(The Hill) – The Organization of the Petroleum Exporting Countries (OPEC) and its oil-exporting allies announced a 2-million-barrel-per-day cut in oil production Wednesday, bucking months of pressure from Washington to increase production and potentially spiking gas prices again.
The coalition, which includes the 13 OPEC nations and 11 non-members including Russia, made the announcement at its Vienna meeting, the first in-person summit since the beginning of the COVID-19 pandemic. The announced cut is roughly equivalent to 2% of global supplies.
In July, President Joe Biden visited Saudi Arabia to directly appeal to its leaders to increase oil production, despite his administration’s frequent criticism of the kingdom’s human rights record. After the meeting, Saudi Arabia announced a production increase, but a significantly smaller one than the U.S. had requested.
The cut announced by OPEC+ is about twice the amount the U.S. has been releasing daily from the strategic petroleum reserve. White House press secretary Karine Jean-Pierre said Tuesday that future strategic petroleum reserve releases have not been discussed.
It’s unclear what direct impact the cut will have on domestic gas prices, but it could prompt an increase weeks before the midterms after the Biden administration had recently touted lower prices. Initial reports increased the price of oil by about $3 a barrel Wednesday morning. Prices have fallen from about $120 a barrel in June to around $80 a barrel amid concerns about a potential global recession.
Meanwhile, an OPEC+ production cut could also benefit Russia by propping up the Kremlin’s own petroleum revenues before European Union sanctions are set to take effect in December.

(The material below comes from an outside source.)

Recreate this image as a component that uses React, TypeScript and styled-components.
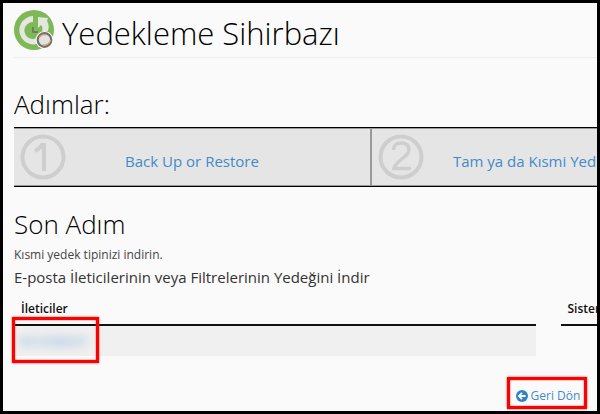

Rep. Ro Khanna (D-Calif.), a frequent critic of Saudi Arabian leaders, blasted the reported cuts, telling CNN that the U.S. should retaliate by withdrawing weapons sales.
“President Biden should make it clear that we will stop supplying the Saudis with weapons and air parts if they fleece the American people and strengthen Putin by making drastic production cuts,” Khanna said in a statement. “They need us far more than we need them.”
Quincy Krosby, Chief Global Strategist for LPL Financial, noted in a statement that the market had braced for a much larger cut, and that Russia had also sought a bigger decrease, suggesting the announcement was a compromise option.